Я понял, что, если я не наступлю ему на мозоль, я погиб. Потому я придвинул к себе стул и сел на него верхом.
— Мне кажется, что в яновских окрестностях немного забыли об учтивости. Потому я сяду сам.
Прокурор, вежливый молодой человек с синяками под глазами, как будто от постыдной болезни, сухо сказал:
— Об учтивости пану стоит мо́вчать. Вы явились сюда и сразу нарушили спо́куй мирных обыватэ́люв. Скандалы, збуйства, попытка завязать дуэлю со смертельным исходом на балу у глубокоуважаемой пани Яноскей. И, к тому же, посчитали достойным на́бить полицейске́го чина при исполнении служебных обовензкув. Чужак, а лезете в наше жи́те...
Холодная ярость зашевелилась у меня где-то под сердцем.
— Грязные шутки в доме, у хозяина которого ешь, надо наказывать не бичом по лицу, а честной пулею. Он оскверняет достоинство людей, которые беспомощны перед ним, не могут ответить. Суд должен заниматься именно такими делами, сражаться за справедливость. Вы говорите о мирных обывателях. Отчего же вы не обращаете внимания на то, как этих мирных обывателей убивают неизвестные преступники. Ваши окрестности терроризируют, а вы сидите тут со своими входящими и исходящими... Позор!
— Разговор об убийстве гасударственава праступника, а аднака обывателя и шляхтича Светиловича будет вестись не с вами,— заскрипел судья.— Российский суд не атказвает никаму в защите, дажэ праступникам. Аднака дзела идет не о том. Вы знаете, что за скарблення пристава мы можам... вас присудить да двюх нядзель ареста или штрафа и, как говорили предки, баниции [31] за прадзелы яновских окрестностей.
Я разозлился.
— Вы можете сделать это силою. Но я найду на вас управу в губернии. Вы покрываете убийц, ваш пристав позорил законы империи, говорил, что убийством шляхтича Светиловича вы не намерены заниматься!
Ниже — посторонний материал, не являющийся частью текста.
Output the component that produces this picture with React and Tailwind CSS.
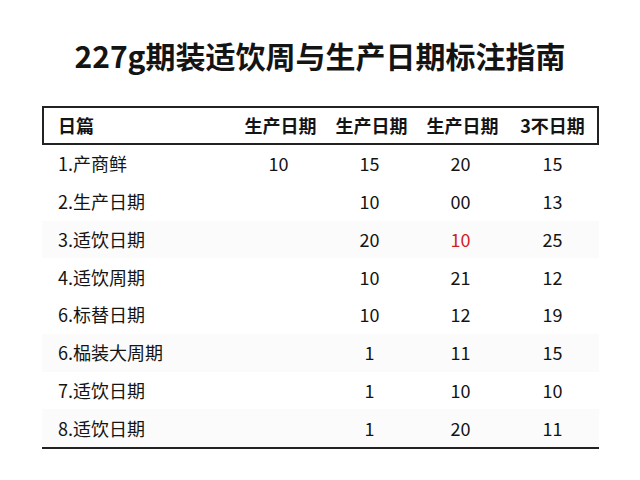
const rows = [
  { label: '1.产商鲜', cells: ['10', '15', '20', '15'] },
  { label: '2.生产日期', cells: ['', '10', '00', '13'] },
  { label: '3.适饮日期', cells: ['', '20', '10', '25'], red: 2 },
  { label: '4.适饮周期', cells: ['', '10', '21', '12'] },
  { label: '6.标替日期', cells: ['', '10', '12', '19'] },
  { label: '6.榀装大周期', cells: ['', '1', '11', '15'] },
  { label: '7.适饮日期', cells: ['', '1', '10', '10'] },
  { label: '8.适饮日期', cells: ['', '1', '20', '11'] },
]

const headers = ['生产日期', '生产日期', '生产日期', '3不日期']

const cols = 'grid grid-cols-[191px_91px_91px_91px_1fr]'

export default function App() {
  return (
    <div
      className="w-[640px] h-[480px] bg-white text-[#141414] pt-[35px]"
      style={{ fontFamily: '"Noto Sans CJK SC", "Noto Sans", sans-serif' }}
    >
      <h1 className="h-[40px] flex items-center justify-center text-[30px] font-bold">
        227g期装适饮周与生产日期标注指南
      </h1>

      <div className="w-[557px] ml-[42px] mt-[31px]">
        <div className={`${cols} h-[39px] items-center border-2 border-[#222] font-bold text-[18px]`}>
          <div className="pl-[14px]">日篇</div>
          {headers.map((h, i) => (
            <div key={i} className="text-center">{h}</div>
          ))}
        </div>

        <div className="border-b-2 border-[#222]">
          {rows.map((r, i) => (
            <div
              key={i}
              className={`${cols} h-[37.75px] items-center text-[18px] ${i === 2 || i === 5 || i === 7 ? 'bg-[#fbfbfb]' : ''}`}
            >
              <div className="pl-[16px]">{r.label}</div>
              {r.cells.map((c, j) => (
                <div key={j} className={`text-center ${r.red === j ? 'text-[#d11f1f]' : ''}`}>
                  {c}
                </div>
              ))}
            </div>
          ))}
        </div>
      </div>
    </div>
  )
}
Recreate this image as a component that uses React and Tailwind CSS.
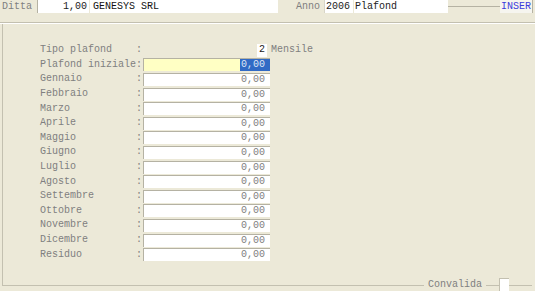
import React from "react";

const rows = [
  "Gennaio",
  "Febbraio",
  "Marzo",
  "Aprile",
  "Maggio",
  "Giugno",
  "Luglio",
  "Agosto",
  "Settembre",
  "Ottobre",
  "Novembre",
  "Dicembre",
  "Residuo",
];

function Field({ children, className = "" }) {
  return (
    <div
      className={
        "h-[13px] border-t border-l border-[#b5b2a3] flex items-center justify-end pr-[5px] " +
        className
      }
    >
      {children}
    </div>
  );
}

export default function App() {
  return (
    <div
      className="relative w-[535px] h-[291px] overflow-hidden bg-[#ECE9D8] text-[10px] leading-[12px] text-[#7f7f7f]"
      style={{ fontFamily: '"Liberation Mono", monospace' }}
    >
      {/* top bar */}
      <div className="flex h-[13px] items-stretch">
        <div className="w-[36px] pl-[2px] flex items-center">Ditta</div>
        <div className="w-[52px] ml-[1px] bg-white border-l border-[#b5b2a3] flex items-center justify-end pr-[2px] text-[#222]">
          1,00
        </div>
        <div className="w-[188px] ml-[1px] bg-white flex items-center pl-[3px] text-[#111]">
          GENESYS SRL
        </div>
        <div className="w-[46px] flex items-center justify-end pr-[4px]">Anno</div>
        <div className="w-[29px] bg-white border-l border-[#d8d5c8] flex items-center pl-[1px] text-[#222]">
          2006
        </div>
        <div className="w-[94px] ml-[1px] bg-white flex items-center pl-[1px] text-[#222]">
          Plafond
        </div>
        <div className="w-[52px] pt-[6px]">
          <div className="border-t border-[#b5b2a3]"></div>
        </div>
        <div className="w-[33px] bg-[#f6f5ef] flex items-center pl-[1px] text-[#3b3bdc] border-r border-[#b5b2a3]">
          INSER
        </div>
      </div>

      {/* separator */}
      <div className="mt-[9px] h-[2px] border-t border-[#c3c0b0] border-b border-b-white"></div>

      {/* main panel */}
      <div className="ml-[2px] mr-[3px] h-[262px] border-l border-b border-[#c3c0b0] pt-[19px] pl-[37px]">
        <div className="flex items-center h-[14.6px]">
          <div className="w-[103px] whitespace-pre">{"Tipo plafond    :"}</div>
          <div className="w-[114px]"></div>
          <div className="w-[10px] h-[13px] bg-white flex items-center justify-center text-[#222]">
            2
          </div>
          <div className="ml-[4px]">Mensile</div>
        </div>
        <div className="flex items-center h-[14.6px]">
          <div className="w-[103px] whitespace-pre">{"Plafond iniziale:"}</div>
          <Field className="w-[127px] bg-[#FFFFC4] !pr-0">
            <span className="bg-[#316AC5] text-[#dfe6f5] h-[12px] w-[30px] pl-[1px] flex items-center">
              0,00
            </span>
          </Field>
        </div>
        {rows.map((r) => (
          <div key={r} className="flex items-center h-[14.6px]">
            <div className="w-[103px] whitespace-pre">
              {r.padEnd(16, " ") + ":"}
            </div>
            <Field className="w-[127px] bg-white text-[#808080]">0,00</Field>
          </div>
        ))}
      </div>

      {/* Convalida */}
      <div className="absolute left-[424px] top-[278px] h-[13px] flex items-center bg-[#ECE9D8] px-[4px]">
        Convalida
      </div>
      <div className="absolute left-[499px] top-[278px] w-[10px] h-[13px] bg-white border-l border-t border-[#c3c0b0]"></div>
    </div>
  );
}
Лицо судьи покрылось апоплексическим малиновым румянцем. Он вытянул шею, как гусь, и прошипел:
— А ачевидцы этава разгавора, почтенный пане Белорецкий, у вас есть? Свидетели? Свидетельки? Где они?
Адвокат, как достойный представитель умиротворяющего начала в российском суде, волшебно улыбнулся:
— Натурально, пану Белорецкому нету свидетели. И вообще, это ест глюпость: пристав не мог такое сказать. Пан Белорецкий себе это просто представить, оппонента слова он не схватить.
Он бросил в рот монпансье, которое достал из бонбоньерки, похлопал губами и тихо прибавил:
— Нам, дворянам, положение от пан Белорецкий ест особенно понятный. Мы не хотим вам неприятно делать. Пускай вас тихо и мирно отсюда уехать. Тогда все тут, как говорить, образуется, и мы дело заминать будем... Нун, гут?
Собственно говоря, для меня это было самым разумным выходом, но тут мне на память пришла Яновская.
«Что будет с нею? Для нее это может закончиться смертью либо сумасшествием. Я поеду, а ее, глупышку, только ленивый не обидит».
Я опять сел на стул и сжал виски, потом спрятал пальцы рук между коленями, чтобы они не выдали моего волнения.
— Я не поеду,— заявил я,— прежде всего, поймайте преступников, которые прикрываются именем призраков. А потом я исчезну отсюда навсегда.
Судья вздохнул:
— Мне кажатся, што вам приведется пойти отсюда быстрее, нежели поймают этих ми... михи...
— Мифических,— подсказал адвокат.
— Вот-вот, михичаских праступников. И приведется пойти атсуда не по собсцвенной охоте.
Вся кровь кинулась мне в лицо. Я чувствовал, погиб, что они совершат со мною то, что им заблагорассудится, но шел ва-банк, ставил на последнюю карту, так как сражался за счастье той, которая была мне дороже всего.
Невероятным усилием я заставил мои пальцы не дрожать, когда вытащил из портмоне большой лист бумаги и ткнул им под нос. Но голос мой пресекался от ярости:
— Вы, кажется, забыли, что я из Академии наук, что я член Императорского географического общества. Вы видите это? И я обещаю вам, что, как только я освобожусь, я пожалуюсь государю и не оставлю от вашей вонючей норы камня на камне. Я думаю, что государь не пожалеет трех негодяев, которые хотят удалить меня отсюда, чтобы устраивать свои темные делишки.
В первый и последний раз я назвал другом человека, которого стыдился назвать даже соотечественником. Я ведь всегда стремился забыть тот факт, что предки Романовых происходят из Беларуси.
А эти оболтусы не знали, что каждый второй член географического общества дорого дал бы, только бы оно не называлось императорским.